Output every line below without omitting or altering anything.

• SUPPLIED INFORMATION:
_ _ _ _

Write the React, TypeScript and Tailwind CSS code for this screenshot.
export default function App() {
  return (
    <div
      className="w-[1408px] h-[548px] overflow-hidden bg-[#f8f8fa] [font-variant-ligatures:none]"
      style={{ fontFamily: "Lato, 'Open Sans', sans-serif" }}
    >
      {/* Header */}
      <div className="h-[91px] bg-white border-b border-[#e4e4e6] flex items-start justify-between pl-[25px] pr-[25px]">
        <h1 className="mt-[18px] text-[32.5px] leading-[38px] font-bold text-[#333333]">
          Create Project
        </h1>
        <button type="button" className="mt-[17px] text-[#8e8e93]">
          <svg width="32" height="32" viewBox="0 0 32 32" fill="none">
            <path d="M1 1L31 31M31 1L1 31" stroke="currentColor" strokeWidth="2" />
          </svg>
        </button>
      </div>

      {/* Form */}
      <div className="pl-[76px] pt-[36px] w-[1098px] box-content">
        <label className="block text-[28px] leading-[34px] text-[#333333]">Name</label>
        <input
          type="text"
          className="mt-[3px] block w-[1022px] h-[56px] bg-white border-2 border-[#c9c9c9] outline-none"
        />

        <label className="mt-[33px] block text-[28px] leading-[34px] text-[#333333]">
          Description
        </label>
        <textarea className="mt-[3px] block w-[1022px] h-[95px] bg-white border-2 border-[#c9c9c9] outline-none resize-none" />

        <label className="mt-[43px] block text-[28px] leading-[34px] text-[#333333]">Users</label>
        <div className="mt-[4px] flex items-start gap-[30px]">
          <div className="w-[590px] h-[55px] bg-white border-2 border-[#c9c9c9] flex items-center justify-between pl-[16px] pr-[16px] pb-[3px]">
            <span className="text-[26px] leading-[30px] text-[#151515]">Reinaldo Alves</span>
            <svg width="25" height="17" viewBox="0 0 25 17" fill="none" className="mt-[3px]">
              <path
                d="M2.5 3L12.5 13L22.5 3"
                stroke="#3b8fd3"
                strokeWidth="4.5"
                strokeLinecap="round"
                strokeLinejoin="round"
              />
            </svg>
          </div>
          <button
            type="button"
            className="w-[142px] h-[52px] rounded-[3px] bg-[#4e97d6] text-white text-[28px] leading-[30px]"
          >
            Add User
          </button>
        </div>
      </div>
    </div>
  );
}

_ _ _ _

• EXERCISE RESPONSE:
Write the React, TypeScript and Tailwind CSS code for this screenshot.
export default function App() {
  return (
    <div
      className="w-[1408px] h-[548px] overflow-hidden bg-[#f8f8fa] [font-variant-ligatures:none]"
      style={{ fontFamily: "Lato, 'Open Sans', sans-serif" }}
    >
      {/* Header */}
      <div className="h-[91px] bg-white border-b border-[#e4e4e6] flex items-start justify-between pl-[25px] pr-[25px]">
        <h1 className="mt-[18px] text-[32.5px] leading-[38px] font-bold text-[#333333]">
          Create Project
        </h1>
        <button type="button" className="mt-[17px] text-[#8e8e93]">
          <svg width="32" height="32" viewBox="0 0 32 32" fill="none">
            <path d="M1 1L31 31M31 1L1 31" stroke="currentColor" strokeWidth="2" />
          </svg>
        </button>
      </div>

      {/* Form */}
      <div className="pl-[76px] pt-[36px] w-[1098px] box-content">
        <label className="block text-[28px] leading-[34px] text-[#333333]">Name</label>
        <input
          type="text"
          className="mt-[3px] block w-[1022px] h-[56px] bg-white border-2 border-[#c9c9c9] outline-none"
        />

        <label className="mt-[33px] block text-[28px] leading-[34px] text-[#333333]">
          Description
        </label>
        <textarea className="mt-[3px] block w-[1022px] h-[95px] bg-white border-2 border-[#c9c9c9] outline-none resize-none" />

        <label className="mt-[43px] block text-[28px] leading-[34px] text-[#333333]">Users</label>
        <div className="mt-[4px] flex items-start gap-[30px]">
          <div className="w-[590px] h-[55px] bg-white border-2 border-[#c9c9c9] flex items-center justify-between pl-[16px] pr-[16px] pb-[3px]">
            <span className="text-[26px] leading-[30px] text-[#151515]">Reinaldo Alves</span>
            <svg width="25" height="17" viewBox="0 0 25 17" fill="none" className="mt-[3px]">
              <path
                d="M2.5 3L12.5 13L22.5 3"
                stroke="#3b8fd3"
                strokeWidth="4.5"
                strokeLinecap="round"
                strokeLinejoin="round"
              />
            </svg>
          </div>
          <button
            type="button"
            className="w-[142px] h-[52px] rounded-[3px] bg-[#4e97d6] text-white text-[28px] leading-[30px]"
          >
            Add User
          </button>
        </div>
      </div>
    </div>
  );
}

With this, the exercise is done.